▶ [THE DATA]
++++
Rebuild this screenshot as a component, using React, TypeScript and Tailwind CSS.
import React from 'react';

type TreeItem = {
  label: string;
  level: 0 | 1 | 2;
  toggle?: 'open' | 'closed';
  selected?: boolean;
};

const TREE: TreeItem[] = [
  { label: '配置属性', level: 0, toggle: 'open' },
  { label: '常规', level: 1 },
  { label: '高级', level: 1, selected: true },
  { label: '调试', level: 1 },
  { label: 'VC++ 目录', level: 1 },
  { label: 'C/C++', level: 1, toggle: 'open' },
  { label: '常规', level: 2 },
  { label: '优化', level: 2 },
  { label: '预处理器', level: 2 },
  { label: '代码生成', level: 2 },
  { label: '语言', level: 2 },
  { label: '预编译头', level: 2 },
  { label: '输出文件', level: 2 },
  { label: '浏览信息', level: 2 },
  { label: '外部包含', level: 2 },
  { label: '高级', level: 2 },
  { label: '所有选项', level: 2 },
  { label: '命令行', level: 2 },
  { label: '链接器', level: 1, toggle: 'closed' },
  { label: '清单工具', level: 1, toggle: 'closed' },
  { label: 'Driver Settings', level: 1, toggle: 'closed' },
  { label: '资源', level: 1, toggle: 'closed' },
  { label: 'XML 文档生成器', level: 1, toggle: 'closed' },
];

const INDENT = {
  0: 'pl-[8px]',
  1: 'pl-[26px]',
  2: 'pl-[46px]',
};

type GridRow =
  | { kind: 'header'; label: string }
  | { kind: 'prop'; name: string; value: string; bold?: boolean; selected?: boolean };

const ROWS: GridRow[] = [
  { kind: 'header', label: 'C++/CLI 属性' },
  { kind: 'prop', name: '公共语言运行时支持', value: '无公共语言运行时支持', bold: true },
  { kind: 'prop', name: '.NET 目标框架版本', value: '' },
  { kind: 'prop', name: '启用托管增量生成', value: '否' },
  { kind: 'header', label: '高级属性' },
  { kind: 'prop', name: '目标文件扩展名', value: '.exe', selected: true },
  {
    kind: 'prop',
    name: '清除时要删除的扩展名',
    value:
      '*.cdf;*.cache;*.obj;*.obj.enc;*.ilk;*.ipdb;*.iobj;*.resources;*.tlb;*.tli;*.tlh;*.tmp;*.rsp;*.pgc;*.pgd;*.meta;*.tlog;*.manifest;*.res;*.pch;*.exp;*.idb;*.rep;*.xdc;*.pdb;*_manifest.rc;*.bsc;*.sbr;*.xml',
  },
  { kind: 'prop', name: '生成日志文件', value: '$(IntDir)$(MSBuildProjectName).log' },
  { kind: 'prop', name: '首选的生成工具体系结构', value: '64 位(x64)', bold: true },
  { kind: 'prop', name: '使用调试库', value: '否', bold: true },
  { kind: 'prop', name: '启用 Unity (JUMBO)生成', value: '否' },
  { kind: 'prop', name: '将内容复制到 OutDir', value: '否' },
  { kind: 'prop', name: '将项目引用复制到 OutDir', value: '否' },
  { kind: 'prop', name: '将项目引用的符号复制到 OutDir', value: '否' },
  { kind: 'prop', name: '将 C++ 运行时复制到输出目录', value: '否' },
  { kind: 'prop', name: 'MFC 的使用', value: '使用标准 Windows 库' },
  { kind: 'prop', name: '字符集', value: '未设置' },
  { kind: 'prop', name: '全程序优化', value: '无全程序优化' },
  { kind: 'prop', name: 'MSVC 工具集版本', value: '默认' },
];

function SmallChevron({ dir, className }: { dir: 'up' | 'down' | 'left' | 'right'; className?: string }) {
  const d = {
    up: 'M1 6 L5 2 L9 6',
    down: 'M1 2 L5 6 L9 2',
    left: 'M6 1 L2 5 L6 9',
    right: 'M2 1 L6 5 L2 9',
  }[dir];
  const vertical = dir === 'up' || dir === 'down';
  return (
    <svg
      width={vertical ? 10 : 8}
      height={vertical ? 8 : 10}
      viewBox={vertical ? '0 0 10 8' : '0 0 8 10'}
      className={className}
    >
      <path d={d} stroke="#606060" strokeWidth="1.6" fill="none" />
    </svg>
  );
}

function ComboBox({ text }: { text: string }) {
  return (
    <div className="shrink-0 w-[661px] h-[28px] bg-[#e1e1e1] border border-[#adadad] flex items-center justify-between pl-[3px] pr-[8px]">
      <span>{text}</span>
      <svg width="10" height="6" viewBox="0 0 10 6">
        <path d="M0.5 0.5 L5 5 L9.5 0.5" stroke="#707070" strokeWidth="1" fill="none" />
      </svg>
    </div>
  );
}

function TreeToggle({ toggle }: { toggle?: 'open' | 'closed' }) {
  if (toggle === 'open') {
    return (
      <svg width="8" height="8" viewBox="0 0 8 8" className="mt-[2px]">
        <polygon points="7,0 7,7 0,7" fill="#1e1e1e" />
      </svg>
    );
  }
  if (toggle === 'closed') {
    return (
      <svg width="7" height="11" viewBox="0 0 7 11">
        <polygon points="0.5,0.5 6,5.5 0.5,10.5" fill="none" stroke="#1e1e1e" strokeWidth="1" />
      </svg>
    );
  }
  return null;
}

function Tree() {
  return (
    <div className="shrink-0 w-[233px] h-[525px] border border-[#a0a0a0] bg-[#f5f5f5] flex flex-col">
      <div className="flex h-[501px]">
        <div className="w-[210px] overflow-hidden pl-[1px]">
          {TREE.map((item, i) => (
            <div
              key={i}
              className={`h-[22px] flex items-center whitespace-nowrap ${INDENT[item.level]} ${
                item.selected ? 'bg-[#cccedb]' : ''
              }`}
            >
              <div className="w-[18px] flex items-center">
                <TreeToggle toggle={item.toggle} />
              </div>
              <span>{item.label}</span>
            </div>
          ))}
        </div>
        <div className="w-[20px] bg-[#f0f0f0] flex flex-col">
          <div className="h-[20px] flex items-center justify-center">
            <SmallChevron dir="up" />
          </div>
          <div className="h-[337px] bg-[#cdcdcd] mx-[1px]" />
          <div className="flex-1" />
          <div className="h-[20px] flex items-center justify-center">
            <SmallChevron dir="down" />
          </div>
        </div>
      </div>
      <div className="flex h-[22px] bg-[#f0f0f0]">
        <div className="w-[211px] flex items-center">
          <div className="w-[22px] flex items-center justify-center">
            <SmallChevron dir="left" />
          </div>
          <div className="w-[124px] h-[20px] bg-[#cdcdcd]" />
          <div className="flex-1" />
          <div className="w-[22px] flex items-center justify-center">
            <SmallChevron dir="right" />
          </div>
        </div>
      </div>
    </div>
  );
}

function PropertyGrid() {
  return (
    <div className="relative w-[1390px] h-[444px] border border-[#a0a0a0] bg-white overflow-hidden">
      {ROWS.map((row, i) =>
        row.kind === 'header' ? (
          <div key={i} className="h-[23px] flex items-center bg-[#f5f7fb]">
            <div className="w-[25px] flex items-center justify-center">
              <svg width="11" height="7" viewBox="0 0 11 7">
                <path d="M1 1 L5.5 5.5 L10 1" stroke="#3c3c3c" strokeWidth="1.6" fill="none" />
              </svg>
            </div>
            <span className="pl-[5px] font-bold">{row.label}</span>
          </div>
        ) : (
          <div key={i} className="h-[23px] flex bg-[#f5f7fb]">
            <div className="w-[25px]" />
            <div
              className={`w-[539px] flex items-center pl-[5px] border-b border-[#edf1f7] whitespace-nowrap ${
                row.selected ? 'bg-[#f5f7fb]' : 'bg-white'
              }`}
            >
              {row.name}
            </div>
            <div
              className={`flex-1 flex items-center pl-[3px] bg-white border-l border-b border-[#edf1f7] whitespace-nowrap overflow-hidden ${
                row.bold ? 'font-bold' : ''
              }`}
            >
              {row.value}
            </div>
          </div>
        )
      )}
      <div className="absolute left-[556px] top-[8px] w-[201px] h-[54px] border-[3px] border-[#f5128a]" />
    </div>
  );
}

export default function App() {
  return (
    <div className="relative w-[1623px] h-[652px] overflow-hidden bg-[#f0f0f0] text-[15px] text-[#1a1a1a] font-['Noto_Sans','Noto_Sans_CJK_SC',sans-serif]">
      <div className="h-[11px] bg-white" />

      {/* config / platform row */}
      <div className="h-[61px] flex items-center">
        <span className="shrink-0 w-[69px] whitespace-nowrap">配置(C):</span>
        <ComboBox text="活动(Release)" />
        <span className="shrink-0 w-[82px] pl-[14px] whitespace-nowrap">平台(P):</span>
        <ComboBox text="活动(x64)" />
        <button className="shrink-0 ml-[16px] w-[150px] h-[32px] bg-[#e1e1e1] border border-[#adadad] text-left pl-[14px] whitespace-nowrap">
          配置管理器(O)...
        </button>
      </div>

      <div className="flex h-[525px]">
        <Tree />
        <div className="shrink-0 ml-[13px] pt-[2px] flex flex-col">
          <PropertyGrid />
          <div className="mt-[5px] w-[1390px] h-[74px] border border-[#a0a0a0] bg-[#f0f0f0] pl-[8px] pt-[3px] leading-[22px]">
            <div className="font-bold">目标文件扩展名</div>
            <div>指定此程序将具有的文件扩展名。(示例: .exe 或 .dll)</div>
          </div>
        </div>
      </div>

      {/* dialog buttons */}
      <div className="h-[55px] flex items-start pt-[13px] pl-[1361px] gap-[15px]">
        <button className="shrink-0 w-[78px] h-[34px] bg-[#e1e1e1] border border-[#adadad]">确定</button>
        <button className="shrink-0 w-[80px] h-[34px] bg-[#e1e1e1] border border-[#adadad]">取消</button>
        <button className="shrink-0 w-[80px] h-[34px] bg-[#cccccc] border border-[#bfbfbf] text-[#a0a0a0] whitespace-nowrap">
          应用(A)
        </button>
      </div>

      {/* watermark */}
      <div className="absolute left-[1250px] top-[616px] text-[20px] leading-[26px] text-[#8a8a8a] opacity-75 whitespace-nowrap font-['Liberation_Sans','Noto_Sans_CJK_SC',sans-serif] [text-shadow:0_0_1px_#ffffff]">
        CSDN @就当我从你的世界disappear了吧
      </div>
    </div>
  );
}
++++
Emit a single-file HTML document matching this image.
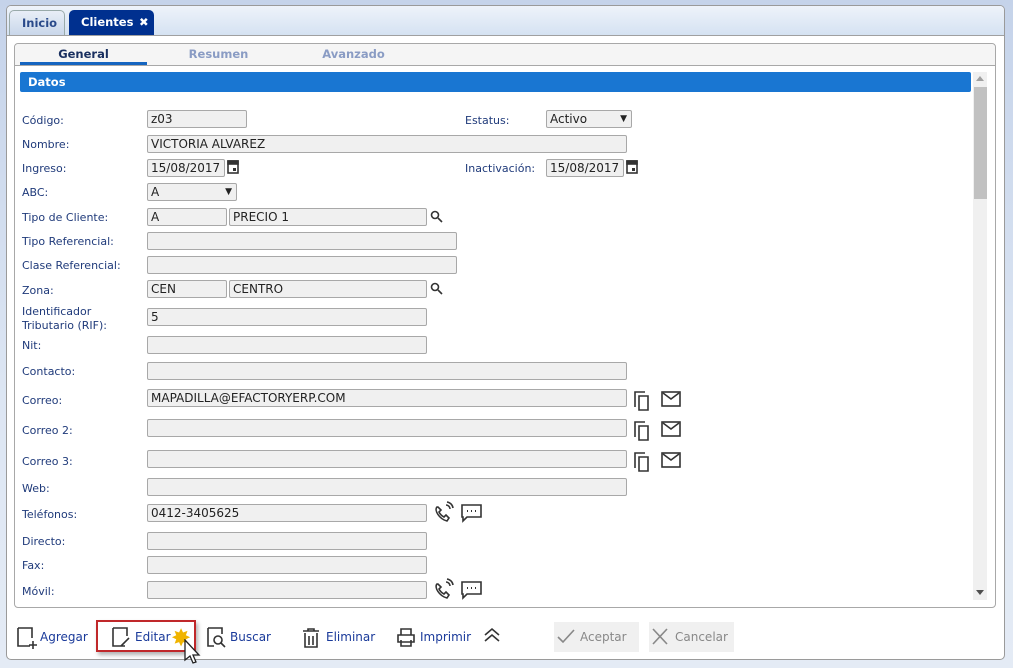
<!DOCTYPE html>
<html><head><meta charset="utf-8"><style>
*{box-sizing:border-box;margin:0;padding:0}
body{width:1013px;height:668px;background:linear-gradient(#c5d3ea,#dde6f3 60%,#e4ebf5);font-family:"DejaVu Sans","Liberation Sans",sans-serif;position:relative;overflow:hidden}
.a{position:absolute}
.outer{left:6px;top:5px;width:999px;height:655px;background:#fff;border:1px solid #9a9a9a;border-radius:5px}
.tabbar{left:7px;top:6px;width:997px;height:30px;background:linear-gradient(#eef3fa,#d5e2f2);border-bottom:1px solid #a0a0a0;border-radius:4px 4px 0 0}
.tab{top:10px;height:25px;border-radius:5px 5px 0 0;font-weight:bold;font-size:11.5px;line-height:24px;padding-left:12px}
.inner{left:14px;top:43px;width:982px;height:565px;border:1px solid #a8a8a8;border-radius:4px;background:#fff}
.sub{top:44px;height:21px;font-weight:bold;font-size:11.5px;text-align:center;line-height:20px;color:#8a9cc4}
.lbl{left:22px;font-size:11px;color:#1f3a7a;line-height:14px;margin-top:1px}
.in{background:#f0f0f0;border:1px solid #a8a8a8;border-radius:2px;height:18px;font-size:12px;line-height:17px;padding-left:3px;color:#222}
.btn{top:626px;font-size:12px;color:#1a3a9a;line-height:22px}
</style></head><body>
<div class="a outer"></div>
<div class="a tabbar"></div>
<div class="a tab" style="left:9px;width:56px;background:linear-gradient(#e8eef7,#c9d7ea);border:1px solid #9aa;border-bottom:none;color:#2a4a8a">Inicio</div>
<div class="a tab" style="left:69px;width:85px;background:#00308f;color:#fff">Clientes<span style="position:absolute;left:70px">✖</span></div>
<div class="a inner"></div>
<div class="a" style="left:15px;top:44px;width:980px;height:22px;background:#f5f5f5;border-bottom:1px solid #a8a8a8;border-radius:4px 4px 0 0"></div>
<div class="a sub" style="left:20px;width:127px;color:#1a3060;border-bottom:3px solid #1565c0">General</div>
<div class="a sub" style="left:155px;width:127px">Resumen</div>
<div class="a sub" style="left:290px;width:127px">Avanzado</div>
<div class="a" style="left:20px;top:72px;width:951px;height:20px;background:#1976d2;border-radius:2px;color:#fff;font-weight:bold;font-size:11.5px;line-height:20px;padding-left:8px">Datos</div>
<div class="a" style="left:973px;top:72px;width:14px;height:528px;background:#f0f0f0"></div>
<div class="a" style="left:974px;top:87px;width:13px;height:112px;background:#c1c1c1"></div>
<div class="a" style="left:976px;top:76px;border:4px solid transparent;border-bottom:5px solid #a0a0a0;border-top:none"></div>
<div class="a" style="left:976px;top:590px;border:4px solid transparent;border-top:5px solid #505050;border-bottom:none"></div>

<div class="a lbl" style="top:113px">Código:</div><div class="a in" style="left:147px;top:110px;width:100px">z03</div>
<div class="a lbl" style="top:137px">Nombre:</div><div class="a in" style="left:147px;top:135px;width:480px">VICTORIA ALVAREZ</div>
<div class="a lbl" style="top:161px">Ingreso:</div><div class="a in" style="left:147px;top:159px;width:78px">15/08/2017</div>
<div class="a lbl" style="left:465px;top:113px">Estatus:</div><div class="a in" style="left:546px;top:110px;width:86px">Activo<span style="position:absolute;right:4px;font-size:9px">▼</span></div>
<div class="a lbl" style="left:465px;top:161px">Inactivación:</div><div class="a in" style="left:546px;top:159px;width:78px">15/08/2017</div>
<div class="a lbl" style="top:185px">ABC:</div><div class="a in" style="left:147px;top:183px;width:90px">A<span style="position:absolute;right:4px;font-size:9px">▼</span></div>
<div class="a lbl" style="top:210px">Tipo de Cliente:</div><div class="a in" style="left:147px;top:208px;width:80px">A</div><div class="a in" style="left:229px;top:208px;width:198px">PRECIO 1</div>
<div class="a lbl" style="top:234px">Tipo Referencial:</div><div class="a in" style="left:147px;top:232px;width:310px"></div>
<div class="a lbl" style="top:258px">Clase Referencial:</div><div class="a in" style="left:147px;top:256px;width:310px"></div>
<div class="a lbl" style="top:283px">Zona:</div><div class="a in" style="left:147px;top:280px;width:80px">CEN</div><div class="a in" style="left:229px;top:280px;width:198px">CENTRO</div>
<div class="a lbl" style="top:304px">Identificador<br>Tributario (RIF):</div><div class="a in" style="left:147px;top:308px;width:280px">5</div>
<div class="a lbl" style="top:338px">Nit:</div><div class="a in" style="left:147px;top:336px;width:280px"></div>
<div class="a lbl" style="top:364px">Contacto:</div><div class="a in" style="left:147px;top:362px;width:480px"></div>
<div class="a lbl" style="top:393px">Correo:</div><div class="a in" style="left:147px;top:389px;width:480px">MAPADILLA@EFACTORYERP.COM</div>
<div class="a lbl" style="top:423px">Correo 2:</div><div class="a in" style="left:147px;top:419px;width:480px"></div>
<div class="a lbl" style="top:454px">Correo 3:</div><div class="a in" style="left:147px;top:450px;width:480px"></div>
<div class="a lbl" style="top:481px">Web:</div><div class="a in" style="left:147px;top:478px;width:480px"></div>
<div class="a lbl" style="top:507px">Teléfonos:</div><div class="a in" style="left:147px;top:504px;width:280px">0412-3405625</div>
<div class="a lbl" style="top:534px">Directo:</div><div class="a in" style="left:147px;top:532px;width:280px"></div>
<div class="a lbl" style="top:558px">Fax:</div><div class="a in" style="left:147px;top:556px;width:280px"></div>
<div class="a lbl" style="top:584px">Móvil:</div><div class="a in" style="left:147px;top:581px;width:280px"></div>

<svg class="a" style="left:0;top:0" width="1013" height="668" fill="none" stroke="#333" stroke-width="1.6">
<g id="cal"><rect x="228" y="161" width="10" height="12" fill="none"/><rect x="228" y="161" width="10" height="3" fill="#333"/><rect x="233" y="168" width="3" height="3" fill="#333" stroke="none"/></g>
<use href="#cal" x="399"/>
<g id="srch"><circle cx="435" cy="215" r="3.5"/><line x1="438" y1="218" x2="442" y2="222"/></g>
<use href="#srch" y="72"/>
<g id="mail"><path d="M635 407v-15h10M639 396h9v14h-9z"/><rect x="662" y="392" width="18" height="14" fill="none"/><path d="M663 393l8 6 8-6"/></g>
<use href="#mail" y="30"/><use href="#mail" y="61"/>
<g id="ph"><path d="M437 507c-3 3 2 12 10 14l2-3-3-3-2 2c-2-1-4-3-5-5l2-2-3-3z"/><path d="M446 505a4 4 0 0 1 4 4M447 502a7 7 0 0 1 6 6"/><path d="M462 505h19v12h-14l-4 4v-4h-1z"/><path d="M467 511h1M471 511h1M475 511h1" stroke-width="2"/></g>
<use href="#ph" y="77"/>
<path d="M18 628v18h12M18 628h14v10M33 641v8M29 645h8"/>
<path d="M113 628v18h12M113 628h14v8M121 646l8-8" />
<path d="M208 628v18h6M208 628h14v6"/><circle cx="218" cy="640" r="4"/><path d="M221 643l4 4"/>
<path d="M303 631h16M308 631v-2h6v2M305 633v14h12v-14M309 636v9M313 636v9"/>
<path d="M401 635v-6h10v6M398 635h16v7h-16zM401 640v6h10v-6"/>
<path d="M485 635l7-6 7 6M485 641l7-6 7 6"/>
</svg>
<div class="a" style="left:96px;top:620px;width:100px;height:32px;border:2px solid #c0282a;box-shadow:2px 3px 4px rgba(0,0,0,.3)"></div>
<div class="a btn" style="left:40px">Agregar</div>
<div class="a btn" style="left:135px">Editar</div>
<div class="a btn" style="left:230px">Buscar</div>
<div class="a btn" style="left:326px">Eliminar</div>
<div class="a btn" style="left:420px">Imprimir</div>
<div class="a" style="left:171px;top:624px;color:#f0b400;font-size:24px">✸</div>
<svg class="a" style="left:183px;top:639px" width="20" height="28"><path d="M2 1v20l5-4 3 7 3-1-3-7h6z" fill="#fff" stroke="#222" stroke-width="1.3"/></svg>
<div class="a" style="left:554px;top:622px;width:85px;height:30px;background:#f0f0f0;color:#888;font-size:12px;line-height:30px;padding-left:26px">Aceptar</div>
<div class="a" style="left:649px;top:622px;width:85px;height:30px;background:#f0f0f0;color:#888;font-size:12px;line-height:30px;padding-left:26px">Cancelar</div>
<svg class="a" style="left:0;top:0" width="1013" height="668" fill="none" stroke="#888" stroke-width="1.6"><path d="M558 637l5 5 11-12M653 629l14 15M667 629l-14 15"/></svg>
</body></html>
++++
▶ [WHAT THE TASK ASKS] Using the listing, copy every line where the word "React" shows up.

▶ [THE OUTPUT]
Rebuild this screenshot as a component, using React, TypeScript and Tailwind CSS.
import React from 'react';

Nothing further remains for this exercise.